Zuweilen hat man den Eindruck, als ergehe man sich in gegenseitiger Hilflosigkeit. Müde geworden vom Kampf um Anerkennung für die Arbeit und um bessere Preise sucht man lieber Zuflucht in alten Stehsätzen, Erklärungen und Beteuerungen. Und tut sich vor allem Leid. Die einen, die Bauern, so zuweilen der Eindruck, hören am liebsten, wie schlecht es ihnen geht und die anderen, die Agrarpolitiker, wie gut sie trotzdem sind.

Sie sollten aufhören damit und sich der Realität stellen.

Aber da ist sehr wenig Offensivgeist.
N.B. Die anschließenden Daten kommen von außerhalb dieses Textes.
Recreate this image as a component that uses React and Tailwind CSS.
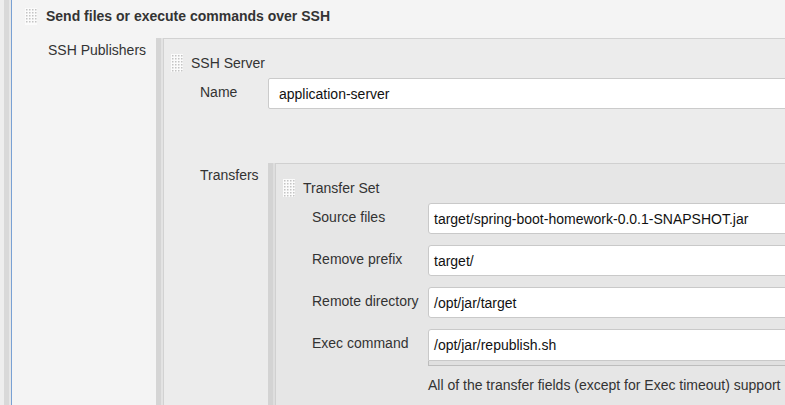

Da sind vor allem kaum junge Bauernvertreter mit neuen Ideen. Und wenn schon jung, dann werden sie im Sinne der Partei- oder Kammer-Disziplin meist angehalten, das zu trommeln, was die Alten seit 20, 30 Jahren trommeln – und nicht durchbrachten, obwohl die politische Konstellation in unserem Land, zumindest was die Vertretung der Bauern betrifft, seit zwei Jahrzehnten so gut ist wie nirgendwo sonst.

Wirklich neue Wege will man aber nicht einmal diskutieren und schon gar nicht Tabus brechen. Dabei sind die Annahmen und Leitsätze, auf denen hierzulande die Agrarpolitik basiert, durchaus zu hinterfragen. Ist die heimische Landwirtschaft wirklich so gut, wie man gerne glaubt? Die Produktionsweise? Sind die Produkte so einzigartig? Sind sie überhaupt die richtigen? Gar nicht zu reden vom Thema Strukturpolitik, das Bauern wie Agrarpolitikern ein Gräuel zu sein scheint. Da klammert man sich da wie dort lieber an überholte Ziele und sagt eher: „Das erledigt sich sowieso von selbst“.

Dies freilich könnte bald auch der ganzen österreichischen Landwirtschaft widerfahren, wenn sie sich keinen Ruck gibt. Bauern und Agrarpolitik können es sich ganz einfach nicht leisten, müde zu sein. Und sie können es sich schon gar nicht leisten, vor der Realität die Augen zu verschließen. Nicht jetzt, wo in Europa die agrarpolitischen Weichen völlig neu gestellt werden, die öffentlichen Haushalte, von denen die Landwirtschaft so sehr abhängt, überall krachen und damit auf die Landwirtschaft Herausforderungen zukommen, wie es sie möglicherweise noch nie gegeben hat.